If your excerpts are representative, Roth clearly understood how to write effectively about an abstraction. His comparisons and analogues are perfect. Another expert at that art was George Orwell. If I were to wrack my brain a bit, I suppose I could come up with others, but my brain will not tolerate much wracking today.
Well, now that I got all of that out of my system, the way I have written it seems rather boring. Ah, well. Mea culpa.
Which reminds how annoyed I get when someone describes some annoying quirk or trait by imitating that quirk or trait. What makes the teller think that his or her rendition is any less annoying that the original?
Roth does not just say "He's boring," he tells and shows what makes the man boring. Of course, the menacing undertone of war helps.
I like that writing exercise. I may administer it to myself one day.
Ah, "show, don't tell." That writer's maxim has been around a long time, and it is always worth remembering.
As for my writing exercise, which I still remember from nearly 40 years ago at UC Berkley (of all places), involved a chicken making a break for it when the farmer came to collect Sunday dinner. Told from the chicken's point of view, my "freedom" tale was a big hit with the teacher who insisted upon reading aloud to the class while gushing over the dynamic, descriptive narrative. Actually, I think she had a cougar interest (which scared the hell out of me) rather than an interest in my writing. I rather felt like the chicken. Ah, the good old days!

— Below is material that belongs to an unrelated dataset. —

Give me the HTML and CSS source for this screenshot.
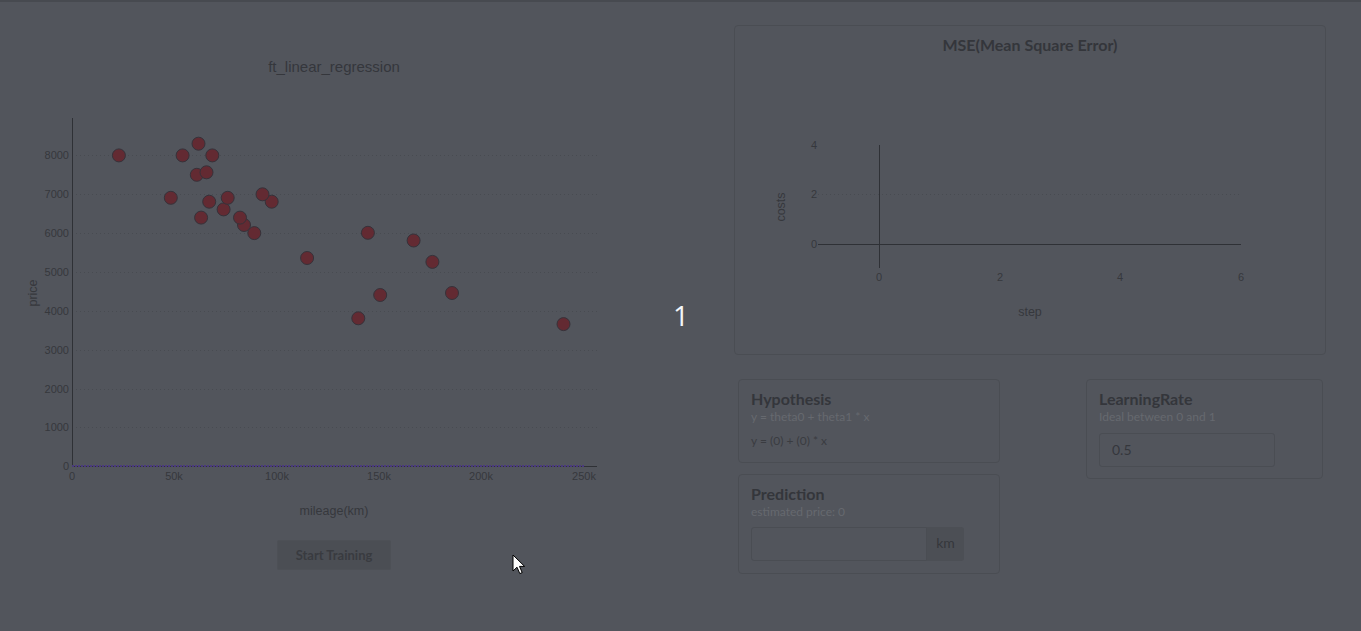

I think I'll try a story about a chicken and a safecracker. Tentative title: "The Chicken, or the Yegg?"
I love the sense of humor in some of these. I especially enjoyed "Who isn't?"
Kelly, writing like this is supremely enjoyable for its own sake, but the time and place of its composition let me flatter myself that I understand Berlin in the 1920s. What a witness Roth was!